Зато наверху полетно, свежо, ветренно, и всё выглядит по-другому. Тут вспоминается, что толпы иноземцев истоптали эти земли во времена Смуты. Вместе с польскими и шведскими отрядами в Московию проникали “латинские” и “лютеранские” веяния, затронувшие, пусть и в разной мере, все сословия. Католическая и протестантская литература, западный образ жизни, нравы, культура… Одни поддавались “иноземным искушениям”, другие - вполне осознанно и грамотно полемизировали с католиками, униатами, протестантами.
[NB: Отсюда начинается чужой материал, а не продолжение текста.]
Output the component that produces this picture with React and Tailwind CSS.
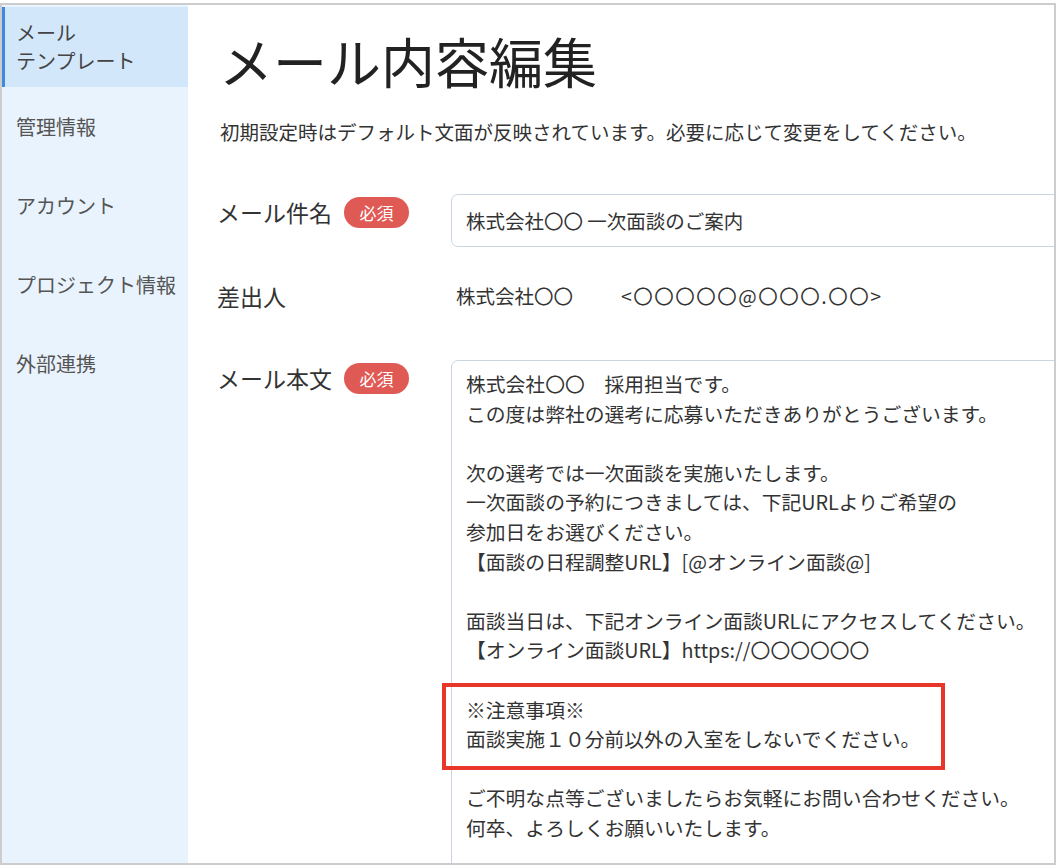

После морового поветрия 1654-го обезлюдевшую Москвовию заселяли выходцами с завоеванных территорий нынешней Белоруссии, Украины и Литвы, бывшего Великого княжества литовского со столицей в Вильне (Вильнюсе), с этих же территорий целыми городскими слободами уводили в Московию ремесленников.
Приезжая на новое место жительства, пленные поляки и белорусы (они тогда назывались литвинами) несли с собой элементы западной культуры, которые со временем воздействовали на русское искусство и литературу. Этим и объясняется так ярко выраженное в башнях Ростова "виленское барокко", которое потом стали называть украинским.
На звоннице мысли улетают далеко, и мы отвлеклись... Вот колокол "Сысой" весит 2000 пудов...
Удивилась - а внутри он вот такой - как из лепешек спаянных.
Воскресенская надвратная церковь (справа) расположена прямо против Успенского собора, что придаёт особый смысл православному празднику Пасхи. В Вербное воскресенье - во времена еще до Петруши Алексеевича на Красной площади в Москве случался не просто крестный ход - был чин Шествия на осляти, когда царь вёл под уздцы коня, на котором восседал в особом креслице (обеими ногами по одну сторону "осляти") самый главный человек во всей русской церкви, митрополит или (начиная с Иова) патриарх. Государь во время Шествия превращался в оруженосца, самого что ни на есть рядового кнехта, годного только держать повод. Можно, конечно, и иначе взглянуть - ему досталась доля быть коноводом аж у Самого! Но, как ни взгляни, светская власть прислуживает церковной, и всё тут. Многим великим князьям и царям на протяжении по крайней мере двух столетий (XVI и XVII) доводилось хоть в этот день припомнить, что суд есть и над ними, и склонить голову пред тем, кто обозначал собою Царя Славы. Точно такой же крестный ход был и в Ростове. Кстати, в звоннице - церковь Входа Господня во Иерусалим.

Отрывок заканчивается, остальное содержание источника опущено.